Media representations of sport typically focus on women in non-athletic roles. In men’s football this has also included a focus on the players’ wives and girlfriends or the phenomenon of the WAG’s. This contributes to women’s inferior status in sport as the ‘manliness’ of active male players is contrasted with images of heterosexually attractive women in non-athletic ‘feminine’ roles as wives or girlfriends. Media coverage of female fans similarly focuses on women in highly sexualized roles. This presentation of women as sex objects has been the case at previous men’s FIFA World Cup tournaments as well as at the 2018 FIFA World Cup, where TV coverage ‘naturally’ pans to young, conventionally attractive female fans during gaps in play, serving to reinforce the notion that football is a ‘male sport’. The sexual objectification of female fans is often accompanied by sexist media reporting which assumes that women will have no interest in football, such as newspaper articles providing tips for ‘World Cup widows’ to survive the World Cup period, whilst men are busy engrossed in the tournament.
Why do you think this representation of female fans happening and what effect can it have on women?
This sexist reporting can be largely attributed to the media being a male dominated institution; women are underrepresented in top management positions in the media across the globe and women continue to make up a small proportion of sports journalists.
This type of reporting can serve to reinforce hierarchies of men as authentic or ‘real’ sports fans and women as ‘inauthentic’ or inferior sports fans. My research on female football and rugby union fans has shown that women have to routinely ‘prove’ their status as ‘real’ fans – usually to male supporters. Common stereotypes of female sports fans include that they lack sporting knowledge, are only interested in the sexual attractiveness of (male) star players and are not as passionate or committed as male fans. Media coverage which only focuses on sexualised images of female fans does little to challenge the perceptions of women as inferior sports fans.
Has your research shown the number of female sports fans increasing in the UK and why is this the case?

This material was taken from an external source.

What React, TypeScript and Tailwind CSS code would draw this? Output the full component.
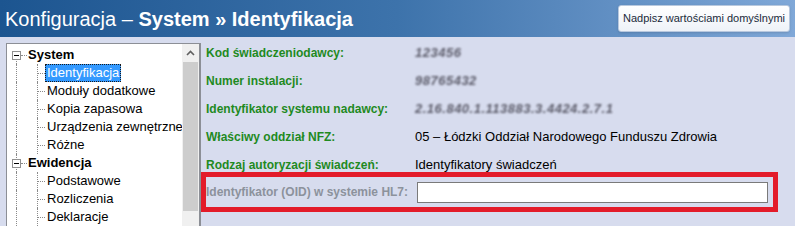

I argue that there has been a feminization of sports fandom, with increased opportunities for women to become involved in sport as fans today. I suggest that, in recent years, there have been increasing numbers of active female fans at sports events, so women now make up an integral component of the sports crowd. This is supported by statistics which have shown that in the UK women now make up a fairly substantial proportion of fans – for example, around one quarter of football Premier League fans and one fifth of rugby union Premiership fans. I argue that this can be attributed to two key factors.
Firstly, major transformations have occurred in women’s lives in the areas of work, education and within the family. For example, there are now less gender segregated roles and the size of families have reduced with access to birth control. This is likely to have led to greater equality between the sexes and consequently more opportunities for women to engage in sport as fans. Secondly, major changes have occurred in professional sports which have arguably created a more welcoming environment for women. The move to all-seater stadia in men’s English football following changes implemented after the Hillsborough Stadium disaster of 1989 and improvements in stadia and facilities after men’s rugby union professionalised in 1995 have played a part. Some women have of course been attending these sports throughout their histories.

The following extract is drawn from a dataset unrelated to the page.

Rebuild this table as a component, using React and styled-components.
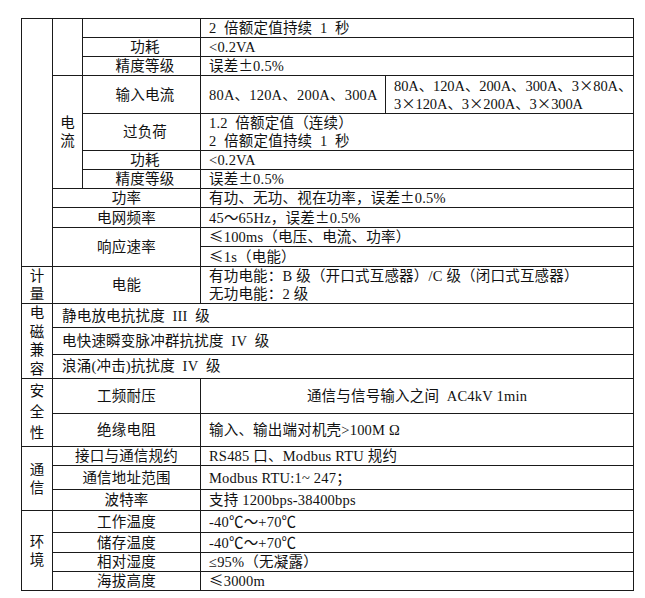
import React from 'react';
import styled, { createGlobalStyle } from 'styled-components';

const GlobalStyle = createGlobalStyle`
    html, body {
        margin: 0;
        background: #fff;
    }
    body {
        font-family: "Liberation Serif", "Noto Sans CJK SC", serif;
        color: #111;
    }
`;

const Page = styled.div`
    padding: 18px 0 0 21px;
`;

const SpecTable = styled.table`
    width: 612px;
    table-layout: fixed;
    border-collapse: collapse;
    border: 1px solid #222;
`;

const Row = styled.tr`
    height: ${props => props.$h}px;
`;

const Cell = styled.td`
    border: 1px solid #1a1a1a;
    padding: 0 0 0 ${props => (props.$pl !== undefined ? props.$pl : 8)}px;
    font-size: 14.5px;
    line-height: 18px;
    letter-spacing: ${props => (props.$tight ? '-0.1px' : '0.2px')};
    text-align: ${props => props.$align || 'left'};
    vertical-align: middle;
    white-space: nowrap;
`;

const Label = styled(Cell)`
    text-align: center;
    padding: 0 0 0 ${props => (props.$pl !== undefined ? props.$pl : 0)}px;
`;

const Group = styled(Cell)`
    text-align: center;
    padding: 0;
    line-height: ${props => props.$lh || 18}px;
`;

// full-width symbols set in the CJK face, as in the source document;
// the smaller line-height keeps the taller face from growing the line box
const Wide = styled.span`
    font-family: "Noto Sans CJK SC", sans-serif;
    line-height: 15px;
`;

const Stack = ({ text }) =>
    text.split('').map((ch, i) => (
        <React.Fragment key={i}>
            {i > 0 && <br />}
            {ch}
        </React.Fragment>
    ));

const Error05 = () => <>误差<Wide>±</Wide>0.5%</>;
const X = () => <Wide>×</Wide>;

export default function App() {
    return (
        <Page>
            <GlobalStyle />
            <SpecTable>
                <colgroup>
                    <col style={{ width: 31 }} />
                    <col style={{ width: 30 }} />
                    <col style={{ width: 118 }} />
                    <col style={{ width: 185 }} />
                    <col style={{ width: 248 }} />
                </colgroup>
                <tbody>
                    {/* 电压 (continued from previous page) */}
                    <Row $h={19}>
                        <Group rowSpan={11} />
                        <Group rowSpan={3} />
                        <Label $pl={7} />
                        <Cell colSpan={2}>2&nbsp; 倍额定值持续&nbsp; 1&nbsp; 秒</Cell>
                    </Row>
                    <Row $h={19}>
                        <Label $pl={7}>功耗</Label>
                        <Cell colSpan={2}>&lt;0.2VA</Cell>
                    </Row>
                    <Row $h={19}>
                        <Label $pl={7}>精度等级</Label>
                        <Cell colSpan={2}><Error05 /></Cell>
                    </Row>

                    {/* 电流 */}
                    <Row $h={38}>
                        <Group rowSpan={4}><Stack text="电流" /></Group>
                        <Label $pl={7}>输入电流</Label>
                        <Cell>80A、120A、200A、300A</Cell>
                        <Cell $tight>
                            80A、120A、200A、300A、3<X />80A、<br />
                            3<X />120A、3<X />200A、3<X />300A
                        </Cell>
                    </Row>
                    <Row $h={37}>
                        <Label $pl={7}>过负荷</Label>
                        <Cell colSpan={2}>
                            1.2&nbsp; 倍额定值（连续）<br />
                            2&nbsp; 倍额定值持续&nbsp; 1&nbsp; 秒
                        </Cell>
                    </Row>
                    <Row $h={19}>
                        <Label $pl={7}>功耗</Label>
                        <Cell colSpan={2}>&lt;0.2VA</Cell>
                    </Row>
                    <Row $h={19}>
                        <Label $pl={7}>精度等级</Label>
                        <Cell colSpan={2}><Error05 /></Cell>
                    </Row>

                    <Row $h={19}>
                        <Label colSpan={2}>功率</Label>
                        <Cell colSpan={2}>有功、无功、视在功率，<Error05 /></Cell>
                    </Row>
                    <Row $h={20}>
                        <Label colSpan={2}>电网频率</Label>
                        <Cell colSpan={2}>45～65Hz，<Error05 /></Cell>
                    </Row>
                    <Row $h={18}>
                        <Label colSpan={2} rowSpan={2}>响应速率</Label>
                        <Cell colSpan={2}><Wide>≤</Wide>100ms（电压、电流、功率）</Cell>
                    </Row>
                    <Row $h={20}>
                        <Cell colSpan={2}><Wide>≤</Wide>1s（电能）</Cell>
                    </Row>

                    {/* 计量 */}
                    <Row $h={37}>
                        <Group><Stack text="计量" /></Group>
                        <Label colSpan={2}>电能</Label>
                        <Cell colSpan={2}>
                            有功电能：B 级（开口式互感器）/C 级（闭口式互感器）<br />
                            无功电能：2 级
                        </Cell>
                    </Row>

                    {/* 电磁兼容 */}
                    <Row $h={24}>
                        <Group rowSpan={3} $lh={18.5}><Stack text="电磁兼容" /></Group>
                        <Cell colSpan={4} $pl={9}>静电放电抗扰度&nbsp; III&nbsp; 级</Cell>
                    </Row>
                    <Row $h={26}>
                        <Cell colSpan={4} $pl={9}>电快速瞬变脉冲群抗扰度&nbsp; IV&nbsp; 级</Cell>
                    </Row>
                    <Row $h={24}>
                        <Cell colSpan={4} $pl={9}>浪涌(冲击)抗扰度&nbsp; IV&nbsp; 级</Cell>
                    </Row>

                    {/* 安全性 */}
                    <Row $h={35}>
                        <Group rowSpan={2} $lh={21}><Stack text="安全性" /></Group>
                        <Label colSpan={2}>工频耐压</Label>
                        <Cell colSpan={2} $align="center" $pl={0}>通信与信号输入之间&nbsp; AC4kV 1min</Cell>
                    </Row>
                    <Row $h={33}>
                        <Label colSpan={2}>绝缘电阻</Label>
                        <Cell colSpan={2}>输入、输出端对机壳&gt;100M Ω</Cell>
                    </Row>

                    {/* 通信 */}
                    <Row $h={19}>
                        <Group rowSpan={3}><Stack text="通信" /></Group>
                        <Label colSpan={2}>接口与通信规约</Label>
                        <Cell colSpan={2}>RS485 口、Modbus RTU 规约</Cell>
                    </Row>
                    <Row $h={24}>
                        <Label colSpan={2}>通信地址范围</Label>
                        <Cell colSpan={2}>Modbus RTU:1~ 247；</Cell>
                    </Row>
                    <Row $h={21}>
                        <Label colSpan={2}>波特率</Label>
                        <Cell colSpan={2}>支持 1200bps-38400bps</Cell>
                    </Row>

                    {/* 环境 */}
                    <Row $h={22}>
                        <Group rowSpan={4}><Stack text="环境" /></Group>
                        <Label colSpan={2}>工作温度</Label>
                        <Cell colSpan={2}>-40℃～+70℃</Cell>
                    </Row>
                    <Row $h={20}>
                        <Label colSpan={2}>储存温度</Label>
                        <Cell colSpan={2}>-40℃～+70℃</Cell>
                    </Row>
                    <Row $h={19}>
                        <Label colSpan={2}>相对湿度</Label>
                        <Cell colSpan={2}>≤95%（无凝露）</Cell>
                    </Row>
                    <Row $h={19}>
                        <Label colSpan={2}>海拔高度</Label>
                        <Cell colSpan={2}><Wide>≤</Wide>3000m</Cell>
                    </Row>
                </tbody>
            </SpecTable>
        </Page>
    );
}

What effect can men’s FIFA World Cup tournaments have on women’s interest in football?
Evidence from a number of countries suggests that global (male) tournaments, especially the FIFA men’s World Cup finals, can generate interest in sport for female fans. In my research, some women were first introduced to football through the men’s World Cup and some female fans discussed how successful men’s national teams (such as the 1966 and 1990 FIFA World Cup Finals) helped to generate their initial interest in football. Such major competitions represent national occasions, whereby football’s traditionally masculinist frame is relaxed temporarily and women can become part of the national celebrations. The men’s World Cup can therefore provide opportunities for females to become involved in this traditionally male dominated sport, who have perhaps not had the same opportunities to experience watching live football as male fans.
Female fans described how there was a sense that ‘everyone’ watches the World Cup and this prompted feelings of national unity and national pride because it involves the ‘whole country’. Women’s interest in the FIFA men’s World Cup is supported by statistics; for example, in the UK women made up just under 40% of the television audience at the 2014 men’s World Cup and at the 2018 World Cup one survey found that millions of women are enjoying the tournament, with over half watching the tournament on a daily basis.
Findings are based on the book The Feminization of Sports Fandom: A Sociological Study. London: Routledge.